Check every line of the material below for the string "React", and return the ones that have it.

Dataset records:
■ ■ ■ ■

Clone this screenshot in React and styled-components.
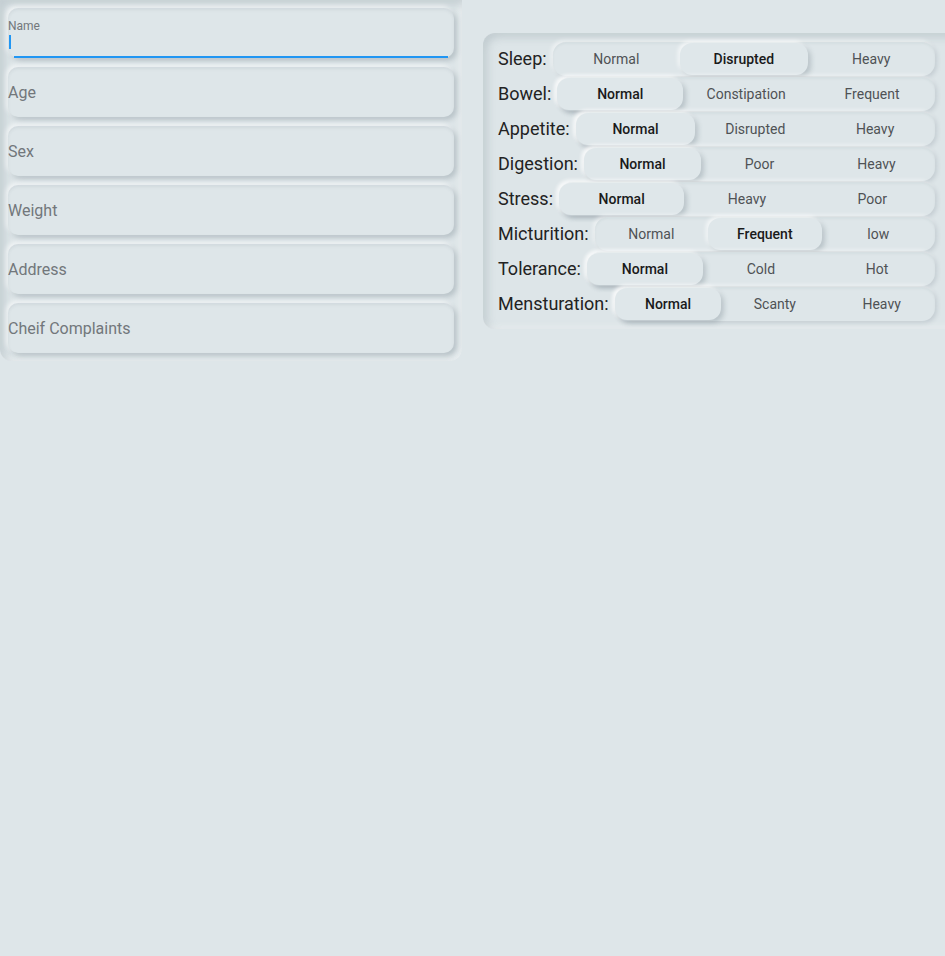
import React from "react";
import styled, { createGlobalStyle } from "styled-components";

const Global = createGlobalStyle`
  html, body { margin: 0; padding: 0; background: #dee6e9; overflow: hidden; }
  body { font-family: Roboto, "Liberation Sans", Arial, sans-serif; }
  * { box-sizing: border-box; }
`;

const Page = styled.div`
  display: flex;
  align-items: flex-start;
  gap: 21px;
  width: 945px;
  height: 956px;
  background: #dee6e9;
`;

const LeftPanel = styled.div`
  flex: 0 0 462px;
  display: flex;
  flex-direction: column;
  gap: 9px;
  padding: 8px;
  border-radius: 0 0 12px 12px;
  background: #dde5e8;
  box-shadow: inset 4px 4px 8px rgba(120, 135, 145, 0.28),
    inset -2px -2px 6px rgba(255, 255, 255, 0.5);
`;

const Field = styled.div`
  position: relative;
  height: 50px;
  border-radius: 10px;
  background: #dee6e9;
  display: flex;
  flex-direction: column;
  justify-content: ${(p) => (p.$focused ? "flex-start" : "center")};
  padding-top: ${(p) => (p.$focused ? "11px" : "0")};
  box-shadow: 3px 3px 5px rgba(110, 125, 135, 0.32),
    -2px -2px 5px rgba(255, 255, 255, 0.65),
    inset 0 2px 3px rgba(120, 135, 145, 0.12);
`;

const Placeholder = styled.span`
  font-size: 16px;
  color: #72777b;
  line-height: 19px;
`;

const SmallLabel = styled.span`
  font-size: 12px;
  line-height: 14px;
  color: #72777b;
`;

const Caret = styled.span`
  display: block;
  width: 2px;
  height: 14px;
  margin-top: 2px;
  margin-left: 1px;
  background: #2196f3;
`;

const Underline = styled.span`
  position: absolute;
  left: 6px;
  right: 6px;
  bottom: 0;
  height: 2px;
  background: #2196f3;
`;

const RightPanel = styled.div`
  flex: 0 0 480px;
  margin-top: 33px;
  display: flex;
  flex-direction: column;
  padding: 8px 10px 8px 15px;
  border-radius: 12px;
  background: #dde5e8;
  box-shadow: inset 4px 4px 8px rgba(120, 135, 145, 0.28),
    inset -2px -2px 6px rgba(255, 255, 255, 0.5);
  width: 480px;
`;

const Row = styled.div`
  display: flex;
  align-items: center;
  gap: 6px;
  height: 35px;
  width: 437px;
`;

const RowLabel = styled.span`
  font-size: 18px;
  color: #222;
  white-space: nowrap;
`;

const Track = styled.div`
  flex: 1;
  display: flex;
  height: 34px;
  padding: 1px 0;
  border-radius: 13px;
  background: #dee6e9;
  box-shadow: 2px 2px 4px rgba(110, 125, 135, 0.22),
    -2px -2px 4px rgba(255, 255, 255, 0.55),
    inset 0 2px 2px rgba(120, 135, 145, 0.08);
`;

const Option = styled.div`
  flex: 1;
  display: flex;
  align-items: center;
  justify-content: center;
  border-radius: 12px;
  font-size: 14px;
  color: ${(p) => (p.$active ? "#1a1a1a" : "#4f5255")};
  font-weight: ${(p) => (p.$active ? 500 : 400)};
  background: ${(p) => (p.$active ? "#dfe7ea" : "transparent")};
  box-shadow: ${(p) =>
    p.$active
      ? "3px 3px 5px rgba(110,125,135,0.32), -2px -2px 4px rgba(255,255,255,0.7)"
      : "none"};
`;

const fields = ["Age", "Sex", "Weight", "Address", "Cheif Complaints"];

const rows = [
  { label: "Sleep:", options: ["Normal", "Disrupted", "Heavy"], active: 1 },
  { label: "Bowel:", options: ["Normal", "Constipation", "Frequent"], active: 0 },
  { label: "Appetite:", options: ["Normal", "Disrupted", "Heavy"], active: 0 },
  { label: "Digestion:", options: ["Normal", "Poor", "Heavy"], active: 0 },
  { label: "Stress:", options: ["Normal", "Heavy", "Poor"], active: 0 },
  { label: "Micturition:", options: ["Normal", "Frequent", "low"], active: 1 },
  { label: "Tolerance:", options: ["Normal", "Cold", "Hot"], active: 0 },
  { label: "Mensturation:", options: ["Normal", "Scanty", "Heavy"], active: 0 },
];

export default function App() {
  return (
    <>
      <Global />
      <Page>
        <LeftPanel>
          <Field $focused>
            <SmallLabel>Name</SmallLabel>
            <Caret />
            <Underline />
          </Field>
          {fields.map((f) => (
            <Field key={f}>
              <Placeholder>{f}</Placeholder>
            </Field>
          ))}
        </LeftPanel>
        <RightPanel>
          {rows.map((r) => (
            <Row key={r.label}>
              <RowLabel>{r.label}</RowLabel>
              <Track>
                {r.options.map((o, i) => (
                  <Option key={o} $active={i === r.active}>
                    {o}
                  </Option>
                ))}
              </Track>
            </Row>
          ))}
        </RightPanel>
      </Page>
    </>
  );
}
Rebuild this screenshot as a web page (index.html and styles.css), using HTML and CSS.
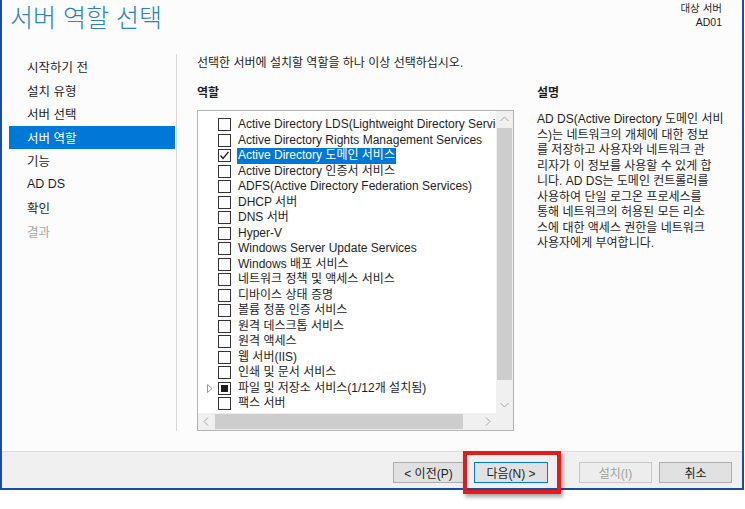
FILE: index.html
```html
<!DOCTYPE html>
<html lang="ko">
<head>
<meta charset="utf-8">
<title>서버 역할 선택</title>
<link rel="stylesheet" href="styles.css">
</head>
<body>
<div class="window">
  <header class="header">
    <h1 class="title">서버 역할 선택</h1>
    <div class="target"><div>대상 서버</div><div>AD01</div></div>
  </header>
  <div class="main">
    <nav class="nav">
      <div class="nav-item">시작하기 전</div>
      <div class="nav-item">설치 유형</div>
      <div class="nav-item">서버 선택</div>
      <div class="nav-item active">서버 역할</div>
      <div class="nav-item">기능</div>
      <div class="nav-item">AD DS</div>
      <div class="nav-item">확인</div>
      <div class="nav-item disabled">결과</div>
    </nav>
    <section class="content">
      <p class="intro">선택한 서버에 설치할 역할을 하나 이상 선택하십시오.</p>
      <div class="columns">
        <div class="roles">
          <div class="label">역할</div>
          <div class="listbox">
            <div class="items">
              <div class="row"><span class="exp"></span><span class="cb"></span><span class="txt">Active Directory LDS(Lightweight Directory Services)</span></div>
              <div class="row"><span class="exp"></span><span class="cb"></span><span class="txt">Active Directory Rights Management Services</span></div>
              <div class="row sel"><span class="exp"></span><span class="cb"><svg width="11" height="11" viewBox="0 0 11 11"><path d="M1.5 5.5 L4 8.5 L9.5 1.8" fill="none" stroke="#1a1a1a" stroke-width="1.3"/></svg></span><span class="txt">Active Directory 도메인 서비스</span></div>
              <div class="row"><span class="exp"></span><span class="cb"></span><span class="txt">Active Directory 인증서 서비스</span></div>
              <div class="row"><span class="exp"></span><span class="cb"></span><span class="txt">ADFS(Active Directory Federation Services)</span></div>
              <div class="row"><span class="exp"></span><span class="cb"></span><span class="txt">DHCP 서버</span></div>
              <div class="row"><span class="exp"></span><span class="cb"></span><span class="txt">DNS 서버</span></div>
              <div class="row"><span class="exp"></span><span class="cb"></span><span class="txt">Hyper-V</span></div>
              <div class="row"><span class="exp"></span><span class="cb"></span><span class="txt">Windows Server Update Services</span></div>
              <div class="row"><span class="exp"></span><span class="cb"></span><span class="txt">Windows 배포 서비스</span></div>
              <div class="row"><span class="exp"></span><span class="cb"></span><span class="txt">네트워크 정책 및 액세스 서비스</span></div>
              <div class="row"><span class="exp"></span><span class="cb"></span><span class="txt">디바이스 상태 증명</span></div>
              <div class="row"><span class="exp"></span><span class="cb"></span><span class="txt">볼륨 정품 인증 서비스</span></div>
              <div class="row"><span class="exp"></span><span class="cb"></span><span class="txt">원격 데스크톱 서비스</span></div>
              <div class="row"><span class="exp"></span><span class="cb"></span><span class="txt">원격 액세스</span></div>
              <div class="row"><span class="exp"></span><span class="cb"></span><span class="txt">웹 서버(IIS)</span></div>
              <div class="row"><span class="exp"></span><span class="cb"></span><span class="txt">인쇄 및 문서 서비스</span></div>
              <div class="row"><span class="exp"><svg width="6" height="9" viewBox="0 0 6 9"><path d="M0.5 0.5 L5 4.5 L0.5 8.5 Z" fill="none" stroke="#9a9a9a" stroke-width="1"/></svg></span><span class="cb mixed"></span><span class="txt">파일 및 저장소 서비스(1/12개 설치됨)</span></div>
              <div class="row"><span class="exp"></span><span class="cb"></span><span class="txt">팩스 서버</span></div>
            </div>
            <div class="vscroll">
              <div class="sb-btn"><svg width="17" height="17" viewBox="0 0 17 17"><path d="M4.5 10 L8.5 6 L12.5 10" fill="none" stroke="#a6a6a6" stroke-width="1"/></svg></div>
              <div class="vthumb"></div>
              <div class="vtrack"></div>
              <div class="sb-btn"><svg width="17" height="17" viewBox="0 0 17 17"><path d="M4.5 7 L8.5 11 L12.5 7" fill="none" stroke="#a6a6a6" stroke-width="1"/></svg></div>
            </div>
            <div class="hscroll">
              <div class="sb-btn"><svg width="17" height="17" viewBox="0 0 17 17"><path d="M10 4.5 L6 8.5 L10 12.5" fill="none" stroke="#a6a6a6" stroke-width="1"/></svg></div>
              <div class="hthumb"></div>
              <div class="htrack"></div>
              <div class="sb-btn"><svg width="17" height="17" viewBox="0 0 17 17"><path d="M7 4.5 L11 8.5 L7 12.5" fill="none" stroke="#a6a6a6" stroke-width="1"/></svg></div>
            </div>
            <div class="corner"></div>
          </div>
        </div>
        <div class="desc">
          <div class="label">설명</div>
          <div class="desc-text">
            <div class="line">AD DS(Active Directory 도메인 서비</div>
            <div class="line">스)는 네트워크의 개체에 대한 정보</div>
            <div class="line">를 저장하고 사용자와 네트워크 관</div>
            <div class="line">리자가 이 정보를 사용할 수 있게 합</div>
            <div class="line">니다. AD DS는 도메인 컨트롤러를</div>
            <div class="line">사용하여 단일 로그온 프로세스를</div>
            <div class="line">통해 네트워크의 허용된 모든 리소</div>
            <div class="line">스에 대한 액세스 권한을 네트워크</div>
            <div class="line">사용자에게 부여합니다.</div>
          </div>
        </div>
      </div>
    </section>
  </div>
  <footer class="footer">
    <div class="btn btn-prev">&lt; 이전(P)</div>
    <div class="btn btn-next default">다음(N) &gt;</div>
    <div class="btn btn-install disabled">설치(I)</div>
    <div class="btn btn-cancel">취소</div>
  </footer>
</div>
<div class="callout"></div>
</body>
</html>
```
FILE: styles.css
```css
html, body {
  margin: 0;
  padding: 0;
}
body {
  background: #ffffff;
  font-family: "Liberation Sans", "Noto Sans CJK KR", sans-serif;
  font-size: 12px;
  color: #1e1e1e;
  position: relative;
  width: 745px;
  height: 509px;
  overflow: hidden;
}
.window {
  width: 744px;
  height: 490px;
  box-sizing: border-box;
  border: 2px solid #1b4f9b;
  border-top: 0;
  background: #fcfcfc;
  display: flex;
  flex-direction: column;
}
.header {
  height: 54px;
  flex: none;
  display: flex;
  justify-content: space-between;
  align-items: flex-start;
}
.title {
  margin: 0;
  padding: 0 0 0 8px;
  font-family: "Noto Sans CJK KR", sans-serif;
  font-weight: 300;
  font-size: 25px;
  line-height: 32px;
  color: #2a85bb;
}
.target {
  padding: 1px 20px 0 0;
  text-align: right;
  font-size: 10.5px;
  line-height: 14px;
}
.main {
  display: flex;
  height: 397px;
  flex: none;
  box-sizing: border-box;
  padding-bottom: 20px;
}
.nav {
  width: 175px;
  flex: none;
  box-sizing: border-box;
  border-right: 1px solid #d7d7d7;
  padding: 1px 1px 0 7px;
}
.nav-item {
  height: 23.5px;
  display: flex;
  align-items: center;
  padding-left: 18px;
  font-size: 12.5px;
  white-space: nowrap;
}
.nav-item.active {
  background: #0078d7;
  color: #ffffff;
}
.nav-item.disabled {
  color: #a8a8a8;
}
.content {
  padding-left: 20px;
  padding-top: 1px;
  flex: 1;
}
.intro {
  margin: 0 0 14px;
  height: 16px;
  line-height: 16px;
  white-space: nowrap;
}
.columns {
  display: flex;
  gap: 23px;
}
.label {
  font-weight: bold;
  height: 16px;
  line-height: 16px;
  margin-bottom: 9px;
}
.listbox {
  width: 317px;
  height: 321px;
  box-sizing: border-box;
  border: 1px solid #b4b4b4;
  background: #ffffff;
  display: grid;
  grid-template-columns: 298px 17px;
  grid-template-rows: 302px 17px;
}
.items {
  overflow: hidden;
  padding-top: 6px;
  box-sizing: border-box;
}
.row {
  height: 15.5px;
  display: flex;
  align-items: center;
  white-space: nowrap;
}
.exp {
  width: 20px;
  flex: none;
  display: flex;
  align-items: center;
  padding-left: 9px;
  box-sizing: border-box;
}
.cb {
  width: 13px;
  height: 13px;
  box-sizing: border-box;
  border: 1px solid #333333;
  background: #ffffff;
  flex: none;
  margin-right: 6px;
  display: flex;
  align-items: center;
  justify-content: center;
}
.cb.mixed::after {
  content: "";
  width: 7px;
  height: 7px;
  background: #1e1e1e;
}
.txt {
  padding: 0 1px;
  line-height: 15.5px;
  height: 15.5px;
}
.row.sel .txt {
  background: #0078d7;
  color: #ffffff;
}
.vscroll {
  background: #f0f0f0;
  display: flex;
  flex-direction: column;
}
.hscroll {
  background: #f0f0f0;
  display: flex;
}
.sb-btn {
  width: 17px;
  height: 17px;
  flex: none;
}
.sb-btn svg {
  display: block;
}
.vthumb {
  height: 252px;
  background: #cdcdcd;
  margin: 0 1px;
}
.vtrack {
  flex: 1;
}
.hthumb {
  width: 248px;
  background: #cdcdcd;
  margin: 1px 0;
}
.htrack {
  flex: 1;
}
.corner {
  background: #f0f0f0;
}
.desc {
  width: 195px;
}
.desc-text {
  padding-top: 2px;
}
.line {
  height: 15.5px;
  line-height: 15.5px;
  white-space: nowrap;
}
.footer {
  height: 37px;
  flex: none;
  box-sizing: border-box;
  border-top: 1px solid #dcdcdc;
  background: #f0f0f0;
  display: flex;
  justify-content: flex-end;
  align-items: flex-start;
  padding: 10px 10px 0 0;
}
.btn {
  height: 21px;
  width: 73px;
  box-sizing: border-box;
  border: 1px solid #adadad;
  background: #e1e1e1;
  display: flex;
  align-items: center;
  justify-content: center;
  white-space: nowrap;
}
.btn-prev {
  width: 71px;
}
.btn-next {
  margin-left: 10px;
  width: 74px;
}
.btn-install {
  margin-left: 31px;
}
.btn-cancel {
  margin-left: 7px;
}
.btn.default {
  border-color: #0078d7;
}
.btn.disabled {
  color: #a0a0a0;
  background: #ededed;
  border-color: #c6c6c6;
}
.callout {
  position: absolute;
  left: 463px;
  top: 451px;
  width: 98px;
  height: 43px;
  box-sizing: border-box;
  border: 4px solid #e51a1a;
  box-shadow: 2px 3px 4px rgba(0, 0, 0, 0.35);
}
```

■ ■ ■ ■

Written solution:
Clone this screenshot in React and styled-components.
import React from "react";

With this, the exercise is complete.